Стоит луна над шашечницей сада.
Окно открыто. Я готов.
И прыгает с беззвучностью привычной —
как ночью кот через плетень —
на русский берег речки пограничной
моя беспаспортная тень.
Это сон, вот отчего в бегущего «напрасно метит часовой». Но подробности сна, проделанный маршрут — реалистичны и узнаваемы. Тут неведомый дом, но он, конечно, стоит на неназванной Морской. Тут длинная набережная, которая идет, конечно, вдоль Невы. В темных комнатах все по-другому, но все волнует: «прежние мои игрушки, и корабли, и поезда…»
Весной 1926 года — работа над «Человеком из СССР» шла полным ходом — в Берлине устроили выставку Добужинского: серия картин с видами Петербурга. Набоков на ней был, и должно быть, припомнились уроки рисования, отрочество, знакомые места. Стихи, навеянные выставкой, начинаются так: «Воспоминанье, острый луч, преобрази мое изгнанье…» В поэзии тех лет «воспоминанье — изгнанье — преображенье», переплетаясь, создают сиринский лейтмотив.

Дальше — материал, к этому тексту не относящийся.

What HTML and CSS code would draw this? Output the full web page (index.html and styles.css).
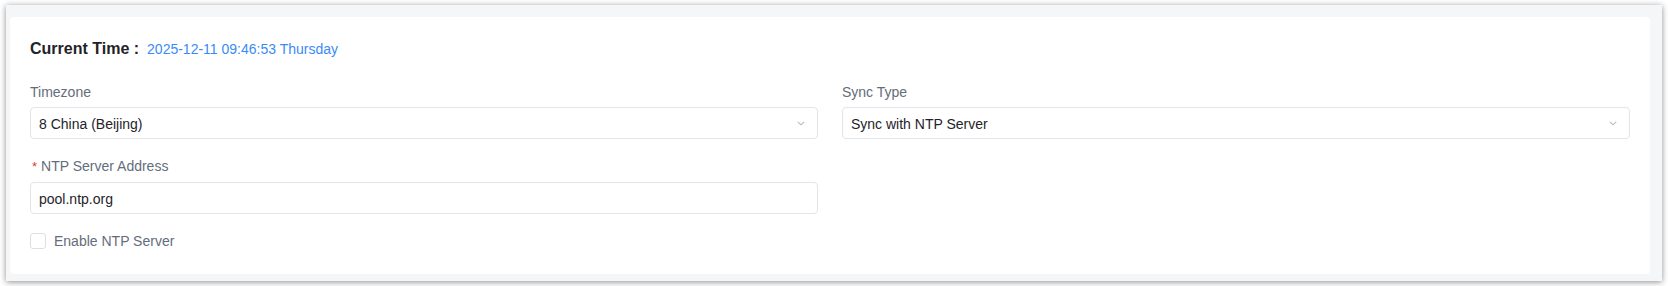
FILE: index.html
```html
<!DOCTYPE html>
<html lang="en">
<head>
<meta charset="utf-8">
<title>Time Settings</title>
<link rel="stylesheet" href="styles.css">
</head>
<body>
<div class="frame">
  <div class="card">
    <div class="current">
      <span class="current-label">Current Time :</span>
      <span class="current-value">2025-12-11 09:46:53 Thursday</span>
    </div>
    <div class="grid">
      <div class="field">
        <label class="label">Timezone</label>
        <div class="select">
          <span class="value">8 China (Beijing)</span>
          <svg class="chev" width="8" height="5" viewBox="0 0 8 5"><path d="M0.8 0.8 L4 3.8 L7.2 0.8" fill="none" stroke="#b4b8c0" stroke-width="1.1"/></svg>
        </div>
      </div>
      <div class="field">
        <label class="label">Sync Type</label>
        <div class="select">
          <span class="value">Sync with NTP Server</span>
          <svg class="chev" width="8" height="5" viewBox="0 0 8 5"><path d="M0.8 0.8 L4 3.8 L7.2 0.8" fill="none" stroke="#b4b8c0" stroke-width="1.1"/></svg>
        </div>
      </div>
      <div class="field">
        <label class="label"><span class="req">*</span>NTP Server Address</label>
        <div class="select input">
          <span class="value">pool.ntp.org</span>
        </div>
      </div>
      <div class="field"></div>
    </div>
    <div class="check-row">
      <span class="checkbox"></span>
      <span class="check-label">Enable NTP Server</span>
    </div>
  </div>
</div>
</body>
</html>
```

FILE: styles.css
```css
html, body {
  margin: 0;
  padding: 0;
  background: #ffffff;
  font-family: "Liberation Sans", Arial, sans-serif;
}

.frame {
  margin: 5px 6px;
  height: 276px;
  box-sizing: border-box;
  background: #f5f6f8;
  padding: 12px 12px 7px 4px;
  box-shadow: 0 1px 6px rgba(0, 0, 0, 0.45);
}

.card {
  background: #ffffff;
  border-radius: 4px;
  height: 100%;
  box-sizing: border-box;
  padding: 20px 20px 0 20px;
}

.current {
  display: flex;
  align-items: baseline;
  height: 24px;
  line-height: 24px;
}

.current-label {
  font-size: 16px;
  font-weight: bold;
  color: #1f2329;
  margin-right: 8px;
}

.current-value {
  font-size: 14px;
  color: #3a8bf6;
}

.grid {
  display: grid;
  grid-template-columns: 1fr 1fr;
  column-gap: 24px;
  row-gap: 16px;
  margin-top: 20px;
}

.field {
  display: flex;
  flex-direction: column;
}

.label {
  font-size: 14px;
  line-height: 22px;
  color: #646d7a;
  margin-bottom: 4px;
}

.req {
  color: #e5393b;
  margin-right: 4px;
  margin-left: 2px;
  font-size: 13px;
}

.select {
  display: flex;
  align-items: center;
  justify-content: space-between;
  height: 32px;
  box-sizing: border-box;
  border: 1px solid #e3e5ea;
  border-radius: 4px;
  padding: 0 12px 0 8px;
}

.value {
  font-size: 14px;
  color: #1f2329;
  padding-top: 2px;
}

.chev {
  display: block;
  margin-top: 1px;
}

.check-row {
  display: flex;
  align-items: center;
  margin-top: 19px;
  height: 16px;
}

.checkbox {
  width: 16px;
  height: 16px;
  box-sizing: border-box;
  border: 1px solid #dcdfe6;
  border-radius: 3px;
  background: #ffffff;
}

.check-label {
  margin-left: 8px;
  font-size: 14px;
  color: #646d7a;
}
```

Из стихотворений, где он чувствуется особенно ясно, самую большую известность приобрел «Билет», напечатанный в июне 27-го. Оно не самое удавшееся. Описание немецкой фабрики, где машина печатает бланк, на котором пробьют диковинное название станции в России, пожалуй, чрезмерно подробно. Поэтому финальная кода (приказчик, что «выдаст мне на родину билет») не создает необходимого эмоционального напряжения. Однако отчего-то именно оно привлекло внимание московской «Правды», которая перепечатала стихи из «Руля» через три недели после публикации. И сопроводила зарифмованным комментарием Демьяна Бедного: по части бичеваний и обличений он был первый виртуоз. Выражений этот виршеплет не выбирал — свою отповедь озаглавил «Билет на тот свет» и пообещал: что до билета на родину, то «тебе, поэтик бедный Сирин, придется ждать… до гробовой доски». Предсказание, как ни жаль, сбылось.